Behind Ares, the giant screen transformed from black to a view of Ares on the bridge of his destroyed ship. The screen showed a single
sphere, floating alone.
The video showed his four ships following the sphere, then it following them.
“How did you lure it away from the sentinel line?”
“We studied the line for weeks. Our survey spanned eighty light years and confirmed the working theory that the sentinel network completely surrounds a large swath of our galaxy. The spheres are evenly spaced, like a spider web, but they’re moving, collapsing in on us. It’s not an immediate threat, but if the rate of movement holds, in the distant future, about a hundred thousand years, the sentinels will reach our solar system.”
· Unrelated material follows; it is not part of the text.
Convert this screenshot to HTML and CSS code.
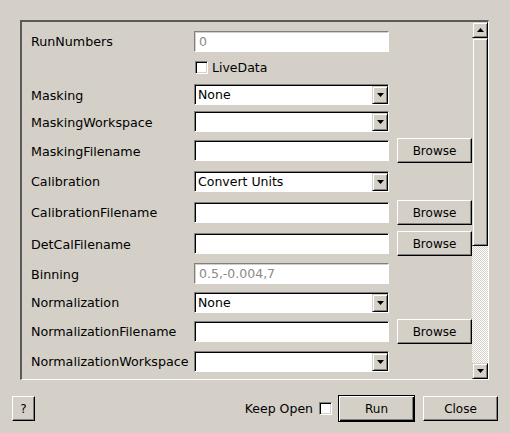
FILE: index.html
```html
<!DOCTYPE html>
<html>
<head>
<meta charset="utf-8">
<link rel="stylesheet" href="styles.css">
</head>
<body>
<div class="dialog">
  <div class="frame">
    <div class="content">
      <div class="form">
        <div class="lbl">RunNumbers</div>
        <div class="edit disabled">0</div>

        <div class="check-row"><span class="check"></span><span>LiveData</span></div>

        <div class="lbl">Masking</div>
        <div class="combo"><span class="combo-text">None</span><span class="combo-btn"><svg width="7" height="4" viewBox="0 0 7 4"><polygon points="0,0 7,0 3.5,4" fill="#000"/></svg></span></div>

        <div class="lbl">MaskingWorkspace</div>
        <div class="combo"><span class="combo-text"></span><span class="combo-btn"><svg width="7" height="4" viewBox="0 0 7 4"><polygon points="0,0 7,0 3.5,4" fill="#000"/></svg></span></div>

        <div class="lbl">MaskingFilename</div>
        <div class="edit"></div>
        <button class="btn browse">Browse</button>

        <div class="lbl">Calibration</div>
        <div class="combo"><span class="combo-text">Convert Units</span><span class="combo-btn"><svg width="7" height="4" viewBox="0 0 7 4"><polygon points="0,0 7,0 3.5,4" fill="#000"/></svg></span></div>

        <div class="lbl">CalibrationFilename</div>
        <div class="edit"></div>
        <button class="btn browse">Browse</button>

        <div class="lbl">DetCalFilename</div>
        <div class="edit"></div>
        <button class="btn browse">Browse</button>

        <div class="lbl">Binning</div>
        <div class="edit disabled">0.5,-0.004,7</div>

        <div class="lbl">Normalization</div>
        <div class="combo"><span class="combo-text">None</span><span class="combo-btn"><svg width="7" height="4" viewBox="0 0 7 4"><polygon points="0,0 7,0 3.5,4" fill="#000"/></svg></span></div>

        <div class="lbl">NormalizationFilename</div>
        <div class="edit"></div>
        <button class="btn browse">Browse</button>

        <div class="lbl">NormalizationWorkspace</div>
        <div class="combo"><span class="combo-text"></span><span class="combo-btn"><svg width="7" height="4" viewBox="0 0 7 4"><polygon points="0,0 7,0 3.5,4" fill="#000"/></svg></span></div>
      </div>
    </div>
    <div class="scrollbar">
      <div class="sb-btn"><svg width="7" height="4" viewBox="0 0 7 4"><polygon points="3.5,0 7,4 0,4" fill="#000"/></svg></div>
      <div class="sb-slider"></div>
      <div class="sb-trough"></div>
      <div class="sb-btn"><svg width="7" height="4" viewBox="0 0 7 4"><polygon points="0,0 7,0 3.5,4" fill="#000"/></svg></div>
    </div>
  </div>
  <div class="footer">
    <button class="btn help">?</button>
    <div class="spacer"></div>
    <span class="keep">Keep Open</span>
    <span class="check footer-check"></span>
    <button class="btn default">Run</button>
    <button class="btn">Close</button>
  </div>
</div>
</body>
</html>
```

FILE: styles.css
```css
html, body {
  margin: 0;
  padding: 0;
}

body {
  background: #d4d0c8;
  font-family: "DejaVu Sans", "Noto Sans", sans-serif;
  font-size: 12.5px;
  color: #000;
  width: 510px;
  height: 433px;
  overflow: hidden;
}

.dialog {
  padding-top: 20px;
}

.frame {
  margin-left: 20px;
  width: 469px;
  height: 360px;
  box-sizing: border-box;
  border-style: solid;
  border-width: 2px 1px 1px 2px;
  border-color: #5a5a5a #ffffff #ffffff #5a5a5a;
  display: flex;
  overflow: hidden;
}

.content {
  width: 450px;
  flex: none;
  overflow: hidden;
}

.form {
  display: grid;
  grid-template-columns: 163px 195px 83px;
  grid-template-rows: 26px 27px 27px 27px 31px 30px 32px 31px 29px 28px 30px 30px;
  padding: 6px 0 0 9px;
  align-items: center;
}

.lbl {
  grid-column: 1;
  white-space: nowrap;
  font-size: 12.7px;
  line-height: 16px;
  padding-top: 2px;
}

.edit,
.combo,
.check-row {
  grid-column: 2;
}

.browse {
  grid-column: 3;
  justify-self: end;
}

.edit {
  height: 21px;
  box-sizing: border-box;
  background: #fff;
  border: 1px solid;
  border-color: #808080 #ffffff #ffffff #808080;
  box-shadow: inset 1px 1px 0 #000;
  padding: 0 4px;
  line-height: 19px;
  white-space: nowrap;
}

.edit.disabled {
  color: #8a8a8a;
  box-shadow: inset 1px 1px 0 #d4d0c8;
  padding-left: 4px;
}

.combo {
  height: 21px;
  box-sizing: border-box;
  background: #fff;
  border: 1px solid;
  border-color: #808080 #ffffff #ffffff #808080;
  box-shadow: inset 1px 1px 0 #000;
  padding: 1px 0 0 1px;
  display: flex;
}

.combo-text {
  flex: 1;
  padding-left: 2px;
  line-height: 18px;
  white-space: nowrap;
}

.combo-btn {
  width: 16px;
  height: 18px;
  box-sizing: border-box;
  background: #d4d0c8;
  border: 1px solid;
  border-color: #d4d0c8 #000 #000 #d4d0c8;
  box-shadow: inset 1px 1px 0 #fff, inset -1px -1px 0 #808080;
  display: flex;
  align-items: center;
  justify-content: center;
}

.check-row {
  display: flex;
  align-items: center;
  gap: 4px;
  padding-left: 1px;
  line-height: 16px;
}

.check {
  display: inline-block;
  width: 13px;
  height: 13px;
  box-sizing: border-box;
  background: #fff;
  border: 1px solid;
  border-color: #808080 #ffffff #ffffff #808080;
  box-shadow: inset 1px 1px 0 #000, inset -1px -1px 0 #d4d0c8;
  flex: none;
}

.btn {
  font-family: inherit;
  font-size: 12px;
  color: #000;
  background: #d4d0c8;
  width: 75px;
  height: 25px;
  box-sizing: border-box;
  border: 1px solid;
  border-color: #ffffff #000000 #000000 #ffffff;
  box-shadow: inset -1px -1px 0 #808080;
  padding: 1px 0 0;
  margin: 0;
  flex: none;
}

.btn.default {
  width: 77px;
  height: 27px;
  border: 1px solid #000;
  box-shadow: inset 1px 1px 0 #fff, inset -1px -1px 0 #000, inset -2px -2px 0 #808080;
  margin-right: 8px;
}

.btn.help {
  width: 23px;
  height: 25px;
}

.scrollbar {
  width: 16px;
  flex: none;
  display: flex;
  flex-direction: column;
}

.sb-btn,
.sb-slider {
  box-sizing: border-box;
  background: #d4d0c8;
  border: 1px solid;
  border-color: #d4d0c8 #000 #000 #d4d0c8;
  box-shadow: inset 1px 1px 0 #fff, inset -1px -1px 0 #808080;
}

.sb-btn {
  height: 16px;
  display: flex;
  align-items: center;
  justify-content: center;
  flex: none;
}

.sb-slider {
  height: 208px;
  flex: none;
}

.sb-trough {
  flex: 1;
  background-color: #d4d0c8;
  background-image: conic-gradient(#ffffff 25%, #d4d0c8 0 50%, #ffffff 0 75%, #d4d0c8 0);
  background-size: 2px 2px;
}

.footer {
  display: flex;
  align-items: center;
  height: 27px;
  margin-top: 15px;
  padding: 0 12px;
}

.spacer {
  flex: 1;
}

.keep {
  margin-right: 6px;
  white-space: nowrap;
}

.footer-check {
  margin-right: 6px;
}
```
Murmurs went up around the room.
“How did you capture the sphere?”
“We noticed spheres occasionally breaking the line, but they quickly returned. We correlated these occurrences with errant space probes—usually ancient derelicts from extinct civilizations. Most were solar powered and emitted simplistic universal greetings. Each time, the spheres would intercept the probes, perform some analysis, and then destroy them. Our mission briefing noted that the spheres have attacked any ship attempting to cross the sentinel line. But no ship had ever been destroyed, so the sphere’s destruction of the probes was curious to us. We should have taken it as a warning. We created a probe of our own that repeated a simple binary ping. We used it to lure a sphere away.”
The screen showed footage of a sphere following the fleet, gaining ground on a small object floating ahead of it. It cut to a scene in the future with the ships circling the sphere, then several sequences in which spheres were destroyed.
“Several attempts to capture the sphere failed. We finally managed to capture one, though we disabled it in the process.”
The screen changed to the cargo hold of Ares’ ship, where a massive black sphere towered above him. The ship shook, and Ares braced against the wall.
“This is the beginning of the assault. A dozen spheres targeted the Helios, firing plasma charges. We were able to outrun them. The line sentinels seem to be very simplistic. They’re much slower than our ships. Our mission parameters called for comm silence, which we maintained. A few hours later, stable wormholes opened, and a new kind of sentinel arrived. Hundreds of them. They were much more… advanced. And aggressive.”